Bergman named the bird Canuck, which is a slang term for the people of Canada. He said he wanted something “ultra-Canadian” because he wanted a name “that all Canadians could get behind. I’m proud of my country and always have been.” The crow’s carer agreed, and the name stuck.
Although it was the son of Bergman’s landlord who brought Canuck back to health, perhaps finding the confused chick was the act that cemented his friendship with Bergman. “For some reason, he just imprinted me as a best friend,” Bergman said.
And while Canuck has been around people a lot, Bergman has said that he wants the crow to experience life naturally and remain as wild as can be. The bird never strays far from his human “father,” though; Canuck sees Bergman off to the bus stop for work in the mornings and greets him when he gets back in the evening.
Cornell Lab of Ornithology’s crow expert, Kevin J. McGowan, explained that although crows taking shiny things is a myth, there is something that could explain Canuck’s crime-scene pilfering. “They’re very social, especially when they’re growing up, and they like to interact with other crows. When they’re hand-raised by people, they love to interact with people,” he told the Washington Post.
That might explain Canuck’s impish nature – and he has been known to steal other things from around Vancouver, too. “He’s very mischievous and a prolific thief, but he can also be quite comical,” said Bergman. “He’s not shy.”

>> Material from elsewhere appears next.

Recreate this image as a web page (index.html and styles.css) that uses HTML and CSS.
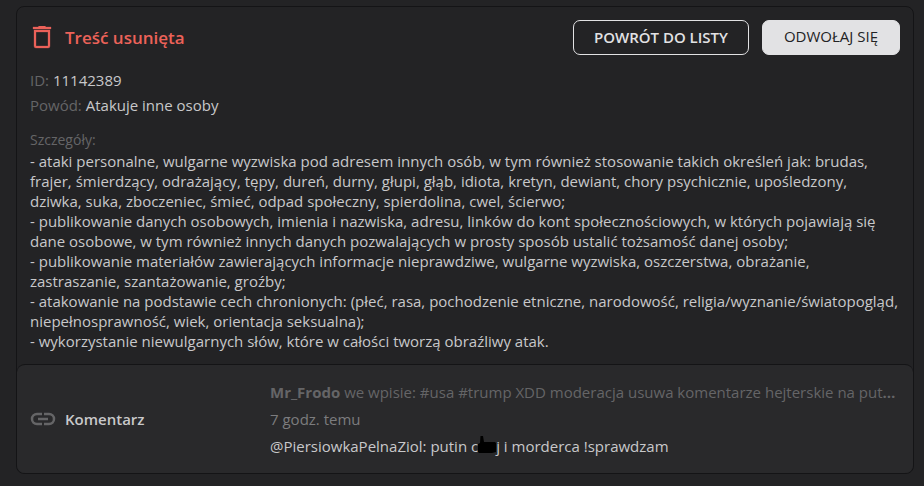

Canuck perhaps craved some human attention in the form of a game and thought, “‘I’m going to grab that and steal it and maybe he’ll try to catch me,’” McGowan told the Washington Post. Bergman said, “I’m not thrilled that he tampered with a crime scene, but what… [can] you do? He’s a wild crow.”
Despite his naughty nature, however, Canuck definitely has a likeable character, and Bergman loves him. “I’m his best buddy, so no matter who he’s with or what he’s doing, he’ll pretty much drop everything to come see me,” he said.